"Let Us Wait for the Light"

More from freethinker Robert G. Ingersoll's "Some Mistakes of Moses":

Let us account for all we see by the facts we know. If there are things for which we cannot account, let us wait for light. To account for anything by supernatural agencies is, in fact to say that we do not know. Theology is not what we know about God, but what we do not know about Nature. In order to increase our respect for the Bible, it became necessary for the priests to exalt and extol that book, and at the same time to decry and belittle the reasoning powers of man.
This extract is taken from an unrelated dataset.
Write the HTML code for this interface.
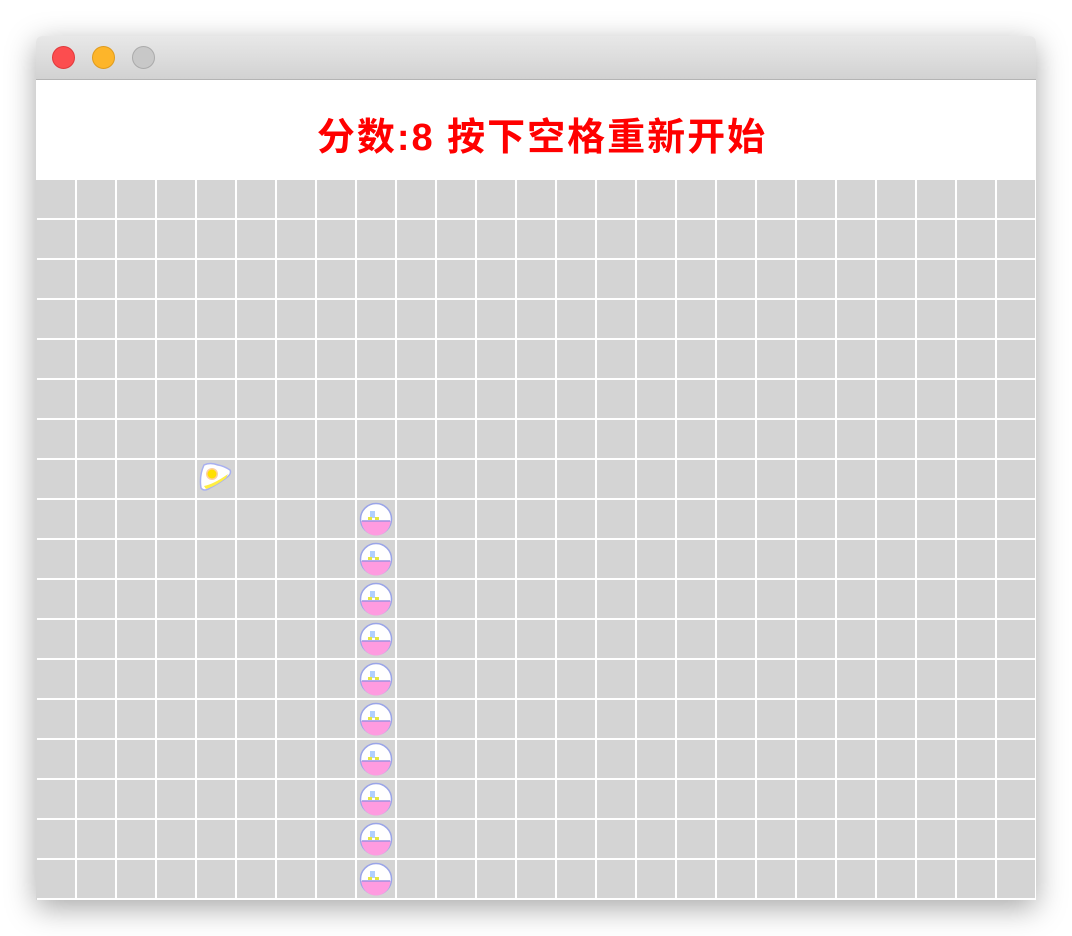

The whole power of the pulpit has been used for hundreds of years to destroy the confidence of man in himself—to induce him to distrust his own powers of thought, to believe that he was wholly unable to decide any question for himself, and that all human virtue consists in faith and obedience. The church has said, "Believe, and obey! If you reason, you will become an unbeliever, and unbelievers will be lost. If you disobey, you will do so through vain pride and curiosity, and will, like Adam and Eve, be thrust from Paradise forever!"
 
For my part, I care nothing for what the church says, except in so far as it accords with my reason; and the Bible is nothing to me, only in so far as it agrees with what I think or know.
 
All books should be examined in the same spirit, and truth should be welcomed and falsehood exposed, no matter in what volume they may be found.
 
Let us in this spirit examine the Pentateuch; and if anything appears unreasonable, contradictory or absurd, let us have the honesty and courage to admit it. Certainly no good can result either from deceiving ourselves or others. Many millions have implicitly believed this book, and have just as implicitly believed that polygamy was sanctioned by God. Millions have regarded this book as the foundation of all human progress, and at the same time looked upon slavery as a divine institution. Millions have declared this book to have been infinitely holy, and to prove that they were right, have imprisoned, robbed and burned their fellow-men. The inspiration of this book has been established by famine, sword and fire, by dungeon, chain and whip, by dagger and by rack, by force and fear and fraud, and generations have been frightened by threats of hell, and bribed with promises of heaven.